On some sites, solid waste and piles of debris were left abandoned after the exploration had ended. “Environmental assessments need ongoing attention as any delayed remedial action may cause extensive damage,” wrote the auditors. In regards to the environmental findings by Ernst & Young, Tullow maintains that such topics are outside of the expertise of the auditors and should not be included in the audit.
Tullow asked that an environmental expert be employed to accurately test the environmental impacts of their operations. “The auditor is not qualified to make any comments on the environmental aspects of the Licensee’s operations,” was management’s response.
To help raise the image of the company in the Lake Albert region, Tullow Oil has been involved in community projects (building classrooms, buying school furniture, etc.). On audit reports, the company has however listed these costs as “recoverable”, meaning that they can use money earned through the eventual sale of Ugandan oil to repay themselves these costs.
Ministry officials stated that such practices are not acceptable and following the exposure of these costs by the auditors, Tullow states that these costs will no longer be listed as recoverable.
The report also found two instances of members of Tullow’s management team profiting through the procurement of supplies for the company’s Uganda operations from companies they held financial stakes in. John Morley, the then in-country manager for Hardman was also a shareholder and director of BMS Minerals, a major supplier to Hardman.
In addition, Elly Karuhanga, the current president of Tullow Uganda, is named in the report as part of the Tullow Uganda Management team and also appears on the list of contractors and sub-contractors.
This is not allowed by the “arm’s length” clause of the PSA in order to control pricing. Tullow denied the charges and maintained that it acted according to the signed agreements. The absence of a frequent internal audit function in Tullow Uganda was also raised by the auditors in the report.
They noted that the operations and volumes of transactions of the company have grown substantially leading to a potential danger for fraud and error going unnoticed as well as inaccurate and incomplete information being produced for decision-making.
The report went on to reveal that Tullow was storing its documents and records regarding its Uganda operations at its headquarters in Perth Australia. This is contrary to the signed agreement that required Tullow to maintain its records at its local office (Uganda) for a period of at least five years.

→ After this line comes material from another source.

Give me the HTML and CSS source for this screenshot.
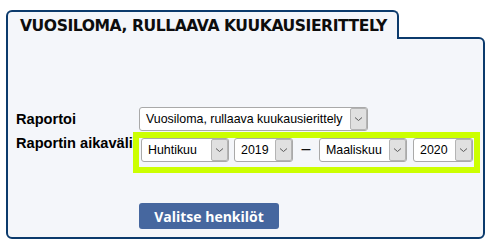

This was put into place to ensure that records remain available should it be “necessary to explain the information provided”. Tullow maintained that setting up an accounting system in Uganda would be cost prohibitive during the exploration phase. Finally, the auditors also challenged the US Dollars 39,262,492 figure, which was stated by the oil company as the recoverable expenditure covering the period of the audit. “Based on the agreed upon procedures that we performed, we found that expenditure amounting to US Dollars 39,205,909 is eligible as recoverable expenditure,” the auditors noted. This makes a difference of US Dollars 56,583 (over shs 116 million).
Oil curse or blessing?
Another report has criticised the contracts signed between the Ugandan government and oil companies. The report named “Contracts’ Curse-Uganda’s oil agreements place profits before people” was compiled by PLATFORM, an international pressure group specialising in analysing oil agreements between governments and oil companies.
This report notes that the Ugandan government received far less signature bonuses, which are paid by the oil companies upon signing of the PSA with the government. “Oil contracts such as these determine revenue flows in billions of dollars.
In this context, US Dollars 300,000 is largely irrelevant both to the oil company paying it and to government income. The Congo (DRC) government received a US Dollar 3.5 million bonus upon signing a PSA for block 1 in 2008², the report notes.
The report outlines in detail the risks that have been dumped on Uganda and the failure by government to negotiate favourable PSA’s, which in the end may lead to government’s loss of revenue and high profits for the oil companies.
And money that has already been paid to the Ugandan government has not been accounted for in any budget leading to questions of corruption. “While these sums are comparatively small, it generates concern that future bonuses, including the US Dollar five million production bonus stipulated in the Block 4 Dominion Petroleum PSA, will likewise disappear.
On a larger level, if the government has failed to track and account for the destination of these bonus payments, it raises questions over its intention and ability to manage the larger oil revenues to come,” said the report”s authors.